In [1]:
import pandas as pd
import json
import matplotlib.pyplot as plt
import cv2
import numpy as np
import os
import random
from tqdm import tqdm
from pycocotools.coco import COCO
from pycocotools import mask
from PassionateMix import *

# 저장 경로
save_dir = '/opt/ml/segmentation/input/data/augmented/'
file_name_dir = 'augmented/'

# 데이터셋 경로
dataset_path  = './segmentation/input/data/'

# 증강 파일
json_path = dataset_path + 'train.json'
coco = COCO(json_path)

loading annotations into memory...
Done (t=3.62s)
creating index...
index created!


In [2]:
# 증강시킬 json 파일 읽기
with open(json_path, 'r') as f:
    json_data = json.load(f)


# 카테고리 이름 설정
df = pd.read_csv('./segmentation/baseline_code/class_dict.csv')
category_names = list(df.name)

# 증강시킬 mask_class 번호 지정
mask_class = 9

In [3]:
# 원하는 mask_class가 들어있는 images의 인덱스들 추출
foreground_images = []

for idx in tqdm(range(len(json_data['images']))):
    image_id = coco.getImgIds(imgIds=idx)
    image_infos = coco.loadImgs(image_id)[0]
    
    ann_ids = coco.getAnnIds(imgIds=image_infos['id'])
    anns = coco.loadAnns(ann_ids)
    anns = sorted(anns, key=lambda idx : idx['area'], reverse=True)
    
    category_type = []
    for i in range(len(anns)):
        category_id = anns[i]['category_id']
        if category_id == mask_class:
            foreground_images.append(idx)
            break

100%|██████████| 2617/2617 [00:00<00:00, 66090.01it/s]


In [4]:
# json data 파일의 마지막 images id 추출
last_images_id = json_data['images'][-1]['id']

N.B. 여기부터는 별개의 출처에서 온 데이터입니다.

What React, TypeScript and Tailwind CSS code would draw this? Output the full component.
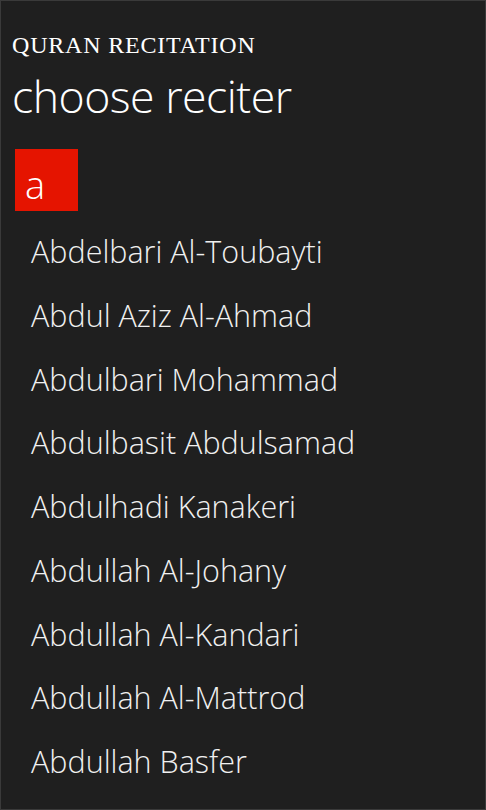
import React from 'react';

const reciters = [
  'Abdelbari Al-Toubayti',
  'Abdul Aziz Al-Ahmad',
  'Abdulbari Mohammad',
  'Abdulbasit Abdulsamad',
  'Abdulhadi Kanakeri',
  'Abdullah Al-Johany',
  'Abdullah Al-Kandari',
  'Abdullah Al-Mattrod',
  'Abdullah Basfer',
];

export default function App() {
  return (
    <div className="w-[486px] h-[810px] overflow-hidden bg-[#1f1f1f] border border-[#3a3a3a] text-white">
      <div className="pl-[11px] pt-[30px]">
        <div className="text-[24px] leading-[28px] uppercase font-['Liberation_Serif',serif] tracking-[0.8px]">
          Quran Recitation
        </div>
        <div className="mt-[10px] text-[44.6px] leading-[54px] font-light font-['Open_Sans',sans-serif] tracking-[-0.5px]">
          choose reciter
        </div>
      </div>

      <div className="mt-[26px] ml-[14px] w-[63px] h-[62px] bg-[#e51400] flex items-end pl-[10px] pb-[4px]">
        <span className="text-[38px] leading-[46px] font-light font-['Open_Sans',sans-serif]">a</span>
      </div>

      <ul className="mt-[9px]">
        {reciters.map((name) => (
          <li
            key={name}
            className="h-[63.75px] flex items-center pl-[30px] text-[30.5px] font-light font-['Open_Sans',sans-serif] text-[#f0f0f0]"
          >
            {name}
          </li>
        ))}
      </ul>
    </div>
  );
}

# mask_class가 없는 이미지에 증강시킬 목적으로 
# mask_class가 없는 이미지들의 인덱스 background_images 선언
background_images = range(last_images_id)
background_images = [x for x in background_images if x not in foreground_images]

In [5]:
random.seed(16)

# 만약 추출해야하는 이미지가 250장 이상이면 300장으로 고정
if len(foreground_images) >= 250:
    foreground_images = random.sample(foreground_images, 250)
    
# 만약 추출해야하는 이미지가 125장 미만이라면 100장 이상으로 추출(최대 248장)
while len(foreground_images) < 125:
    foreground_images *= 2

In [6]:
# 증강시킬 개수 k
random.seed(16)

k = len(foreground_images)
fg_image_idx = random.sample(foreground_images, k)
bg_image_idx = random.sample(background_images, k)
print(k, len(fg_image_idx), len(bg_image_idx))

136 136 136


In [7]:
for fg_idx, bg_idx in tqdm(zip(fg_image_idx, bg_image_idx)):
    # background 처리
    bg_masks, bg_images, bg_image_infos = get_image_detail(dataset_path, bg_idx, coco, category_names)
    edge, empty_ymax, empty_xmax = find_background_space(bg_masks)
    
    # 만약 배경이 없는 사진이라면 해당 iter는 continue
    if (bg_masks == 0).sum() == 0:
        continue
    
    # foreground 처리
    fg_masks, fg_images, fg_image_infos = get_image_detail(dataset_path, fg_idx, coco, category_names)
    fg, fg_bbox = find_foreground_bbox(fg_masks, fg_images, mask_class)
    
    # resize
    resized_fg, segmentation_mask = resize_foreground_backgroud(fg_masks, fg, fg_bbox, empty_ymax, empty_xmax, edge)
    
    # background, foreground merge & save
    merged_image = merge_bg_fg(bg_images, resized_fg, empty_ymax, empty_xmax, edge)
    save_merged_image(save_dir, file_name_dir, merged_image, bg_image_infos)
    
    # json file 처리
    json_data, annotation = make_coco_annotation(file_name_dir, bg_image_infos, segmentation_mask, mask_class, json_data)
    json_data['annotations'].append(annotation)

136it [01:26,  1.68it/s]


In [None]:
# 증강이 끝나면 json file 저장

with open(dataset_path + 'passionatemix.json', 'w') as outfile:
    json.dump(json_data, outfile)